Written instruction: Please pull out every line that includes the string "this".

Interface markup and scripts
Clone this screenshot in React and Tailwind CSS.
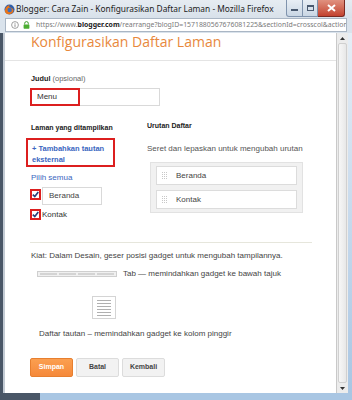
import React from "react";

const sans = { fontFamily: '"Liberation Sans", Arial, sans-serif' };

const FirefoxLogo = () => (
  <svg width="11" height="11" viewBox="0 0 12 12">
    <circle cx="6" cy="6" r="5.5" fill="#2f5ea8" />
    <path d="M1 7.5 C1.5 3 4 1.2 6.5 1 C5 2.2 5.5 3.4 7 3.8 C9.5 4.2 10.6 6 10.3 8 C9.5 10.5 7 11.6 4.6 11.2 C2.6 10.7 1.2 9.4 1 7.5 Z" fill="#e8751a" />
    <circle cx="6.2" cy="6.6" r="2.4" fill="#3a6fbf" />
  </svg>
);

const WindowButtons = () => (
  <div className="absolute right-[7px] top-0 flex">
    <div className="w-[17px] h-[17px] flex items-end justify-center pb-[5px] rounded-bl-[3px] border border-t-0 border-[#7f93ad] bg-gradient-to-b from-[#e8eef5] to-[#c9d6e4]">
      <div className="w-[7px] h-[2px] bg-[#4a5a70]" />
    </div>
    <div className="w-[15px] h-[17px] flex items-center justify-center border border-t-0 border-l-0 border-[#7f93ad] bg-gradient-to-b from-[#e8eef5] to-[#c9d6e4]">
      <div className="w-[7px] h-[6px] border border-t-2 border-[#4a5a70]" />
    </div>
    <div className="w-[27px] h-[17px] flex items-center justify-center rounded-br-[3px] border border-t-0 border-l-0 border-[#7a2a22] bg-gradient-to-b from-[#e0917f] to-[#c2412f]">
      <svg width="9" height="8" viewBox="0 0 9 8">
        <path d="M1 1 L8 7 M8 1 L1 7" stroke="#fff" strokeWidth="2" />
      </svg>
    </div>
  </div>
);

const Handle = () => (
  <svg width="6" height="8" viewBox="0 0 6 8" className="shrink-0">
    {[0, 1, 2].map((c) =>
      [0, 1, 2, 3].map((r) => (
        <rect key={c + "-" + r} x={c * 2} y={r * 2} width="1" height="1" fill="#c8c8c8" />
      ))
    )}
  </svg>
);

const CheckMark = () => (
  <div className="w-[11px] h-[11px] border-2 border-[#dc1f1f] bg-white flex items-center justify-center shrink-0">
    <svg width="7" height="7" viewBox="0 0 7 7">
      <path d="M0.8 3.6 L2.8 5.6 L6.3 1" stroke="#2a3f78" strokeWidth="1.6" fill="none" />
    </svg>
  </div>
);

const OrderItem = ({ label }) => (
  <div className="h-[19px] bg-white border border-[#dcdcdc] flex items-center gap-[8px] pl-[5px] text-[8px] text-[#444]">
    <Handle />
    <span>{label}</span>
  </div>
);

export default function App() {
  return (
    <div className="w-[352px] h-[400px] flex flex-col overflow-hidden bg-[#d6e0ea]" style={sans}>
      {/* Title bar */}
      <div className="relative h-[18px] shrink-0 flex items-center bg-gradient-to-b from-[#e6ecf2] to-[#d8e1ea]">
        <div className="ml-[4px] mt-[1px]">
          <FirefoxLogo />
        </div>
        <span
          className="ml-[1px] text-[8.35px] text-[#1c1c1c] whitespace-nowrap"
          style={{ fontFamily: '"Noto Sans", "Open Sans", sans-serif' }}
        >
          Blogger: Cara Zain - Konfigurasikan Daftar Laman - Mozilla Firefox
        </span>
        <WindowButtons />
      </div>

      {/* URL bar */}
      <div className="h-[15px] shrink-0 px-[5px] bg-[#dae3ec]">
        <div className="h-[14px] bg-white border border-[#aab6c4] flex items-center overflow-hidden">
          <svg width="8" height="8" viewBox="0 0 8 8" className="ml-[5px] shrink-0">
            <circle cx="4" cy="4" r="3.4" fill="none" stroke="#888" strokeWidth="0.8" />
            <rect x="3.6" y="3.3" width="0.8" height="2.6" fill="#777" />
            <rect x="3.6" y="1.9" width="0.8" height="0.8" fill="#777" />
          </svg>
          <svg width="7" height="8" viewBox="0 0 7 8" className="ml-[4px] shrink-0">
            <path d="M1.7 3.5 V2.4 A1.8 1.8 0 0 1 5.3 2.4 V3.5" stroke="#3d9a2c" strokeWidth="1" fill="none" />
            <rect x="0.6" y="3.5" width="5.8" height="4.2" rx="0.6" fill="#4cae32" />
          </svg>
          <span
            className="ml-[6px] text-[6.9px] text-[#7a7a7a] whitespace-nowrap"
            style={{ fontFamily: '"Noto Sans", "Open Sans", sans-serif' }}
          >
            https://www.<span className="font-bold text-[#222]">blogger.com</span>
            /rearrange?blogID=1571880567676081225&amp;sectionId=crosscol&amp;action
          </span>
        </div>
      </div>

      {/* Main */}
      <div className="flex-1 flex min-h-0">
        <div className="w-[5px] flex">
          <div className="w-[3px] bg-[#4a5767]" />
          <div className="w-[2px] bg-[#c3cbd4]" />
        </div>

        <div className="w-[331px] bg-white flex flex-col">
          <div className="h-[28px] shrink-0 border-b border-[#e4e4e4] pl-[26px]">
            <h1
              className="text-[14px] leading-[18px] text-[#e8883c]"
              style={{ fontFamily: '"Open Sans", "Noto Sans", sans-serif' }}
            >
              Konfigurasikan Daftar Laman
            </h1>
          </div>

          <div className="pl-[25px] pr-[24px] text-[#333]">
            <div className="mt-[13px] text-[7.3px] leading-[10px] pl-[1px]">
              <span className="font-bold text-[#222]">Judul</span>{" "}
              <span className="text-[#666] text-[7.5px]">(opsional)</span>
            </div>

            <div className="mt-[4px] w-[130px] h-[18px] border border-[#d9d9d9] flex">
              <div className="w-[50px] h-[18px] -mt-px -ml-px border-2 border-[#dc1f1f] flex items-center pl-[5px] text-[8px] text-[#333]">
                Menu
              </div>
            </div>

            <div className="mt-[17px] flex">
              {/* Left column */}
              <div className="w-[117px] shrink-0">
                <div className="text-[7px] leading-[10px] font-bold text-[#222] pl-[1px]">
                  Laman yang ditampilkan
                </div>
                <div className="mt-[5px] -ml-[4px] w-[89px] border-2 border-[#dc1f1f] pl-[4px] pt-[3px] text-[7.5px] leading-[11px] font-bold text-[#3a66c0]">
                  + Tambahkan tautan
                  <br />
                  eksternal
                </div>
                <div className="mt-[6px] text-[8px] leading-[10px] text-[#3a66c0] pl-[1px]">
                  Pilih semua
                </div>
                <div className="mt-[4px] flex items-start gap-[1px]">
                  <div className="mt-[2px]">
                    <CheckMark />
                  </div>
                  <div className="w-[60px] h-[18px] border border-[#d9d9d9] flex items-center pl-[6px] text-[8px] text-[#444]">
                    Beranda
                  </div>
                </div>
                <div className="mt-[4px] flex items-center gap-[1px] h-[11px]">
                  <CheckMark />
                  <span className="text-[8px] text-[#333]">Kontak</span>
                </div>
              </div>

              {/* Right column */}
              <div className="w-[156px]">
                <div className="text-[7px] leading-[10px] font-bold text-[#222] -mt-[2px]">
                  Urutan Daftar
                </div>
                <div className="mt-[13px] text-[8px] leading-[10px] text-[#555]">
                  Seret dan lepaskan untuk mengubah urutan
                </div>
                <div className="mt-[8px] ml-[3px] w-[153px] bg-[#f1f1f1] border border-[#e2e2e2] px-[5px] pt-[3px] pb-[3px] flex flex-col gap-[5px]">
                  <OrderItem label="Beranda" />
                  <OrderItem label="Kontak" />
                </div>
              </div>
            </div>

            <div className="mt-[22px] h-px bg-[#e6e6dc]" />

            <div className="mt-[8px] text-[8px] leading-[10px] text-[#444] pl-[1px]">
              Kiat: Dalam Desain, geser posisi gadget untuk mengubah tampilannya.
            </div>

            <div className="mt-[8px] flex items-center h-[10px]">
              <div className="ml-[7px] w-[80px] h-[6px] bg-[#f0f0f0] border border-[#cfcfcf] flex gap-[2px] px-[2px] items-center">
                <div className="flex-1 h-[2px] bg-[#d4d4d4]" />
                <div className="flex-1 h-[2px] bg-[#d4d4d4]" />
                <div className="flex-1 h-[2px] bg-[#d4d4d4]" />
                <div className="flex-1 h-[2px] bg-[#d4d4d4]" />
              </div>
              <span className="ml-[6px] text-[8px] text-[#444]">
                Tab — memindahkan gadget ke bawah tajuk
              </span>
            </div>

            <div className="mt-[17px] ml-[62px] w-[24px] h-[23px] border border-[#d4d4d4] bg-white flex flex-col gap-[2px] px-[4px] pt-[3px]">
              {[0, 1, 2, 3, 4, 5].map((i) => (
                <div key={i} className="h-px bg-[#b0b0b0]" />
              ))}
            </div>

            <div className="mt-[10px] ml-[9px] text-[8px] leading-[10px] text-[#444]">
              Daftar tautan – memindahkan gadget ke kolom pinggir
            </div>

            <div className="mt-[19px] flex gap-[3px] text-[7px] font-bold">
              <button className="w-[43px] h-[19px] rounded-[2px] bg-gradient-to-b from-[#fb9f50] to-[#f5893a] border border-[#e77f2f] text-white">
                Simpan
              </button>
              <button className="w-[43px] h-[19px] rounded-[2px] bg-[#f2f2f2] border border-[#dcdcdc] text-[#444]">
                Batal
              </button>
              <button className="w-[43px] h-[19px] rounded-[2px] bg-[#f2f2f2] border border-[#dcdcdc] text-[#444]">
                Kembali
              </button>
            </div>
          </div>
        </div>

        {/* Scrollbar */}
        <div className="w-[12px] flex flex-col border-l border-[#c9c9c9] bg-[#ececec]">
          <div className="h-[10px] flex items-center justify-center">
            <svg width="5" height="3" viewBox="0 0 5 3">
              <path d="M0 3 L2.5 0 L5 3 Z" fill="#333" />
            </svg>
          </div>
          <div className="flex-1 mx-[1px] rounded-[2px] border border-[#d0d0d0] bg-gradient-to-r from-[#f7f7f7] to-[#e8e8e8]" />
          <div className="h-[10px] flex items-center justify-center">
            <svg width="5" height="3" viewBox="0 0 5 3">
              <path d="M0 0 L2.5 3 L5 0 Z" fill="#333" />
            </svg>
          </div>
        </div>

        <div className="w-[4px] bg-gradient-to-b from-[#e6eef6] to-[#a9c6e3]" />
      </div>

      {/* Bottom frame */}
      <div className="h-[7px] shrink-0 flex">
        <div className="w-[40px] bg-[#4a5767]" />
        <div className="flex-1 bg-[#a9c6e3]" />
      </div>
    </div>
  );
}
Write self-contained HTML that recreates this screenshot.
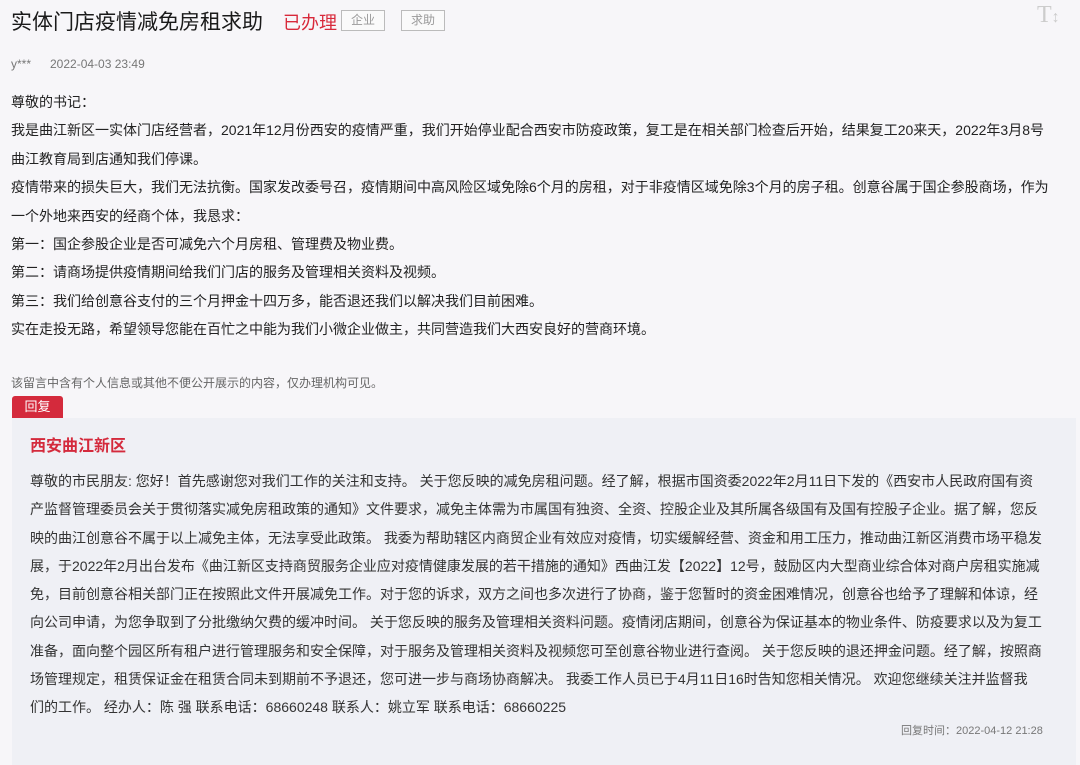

Full response:
Clone this screenshot in React and Tailwind CSS.
Write self-contained HTML that recreates this screenshot.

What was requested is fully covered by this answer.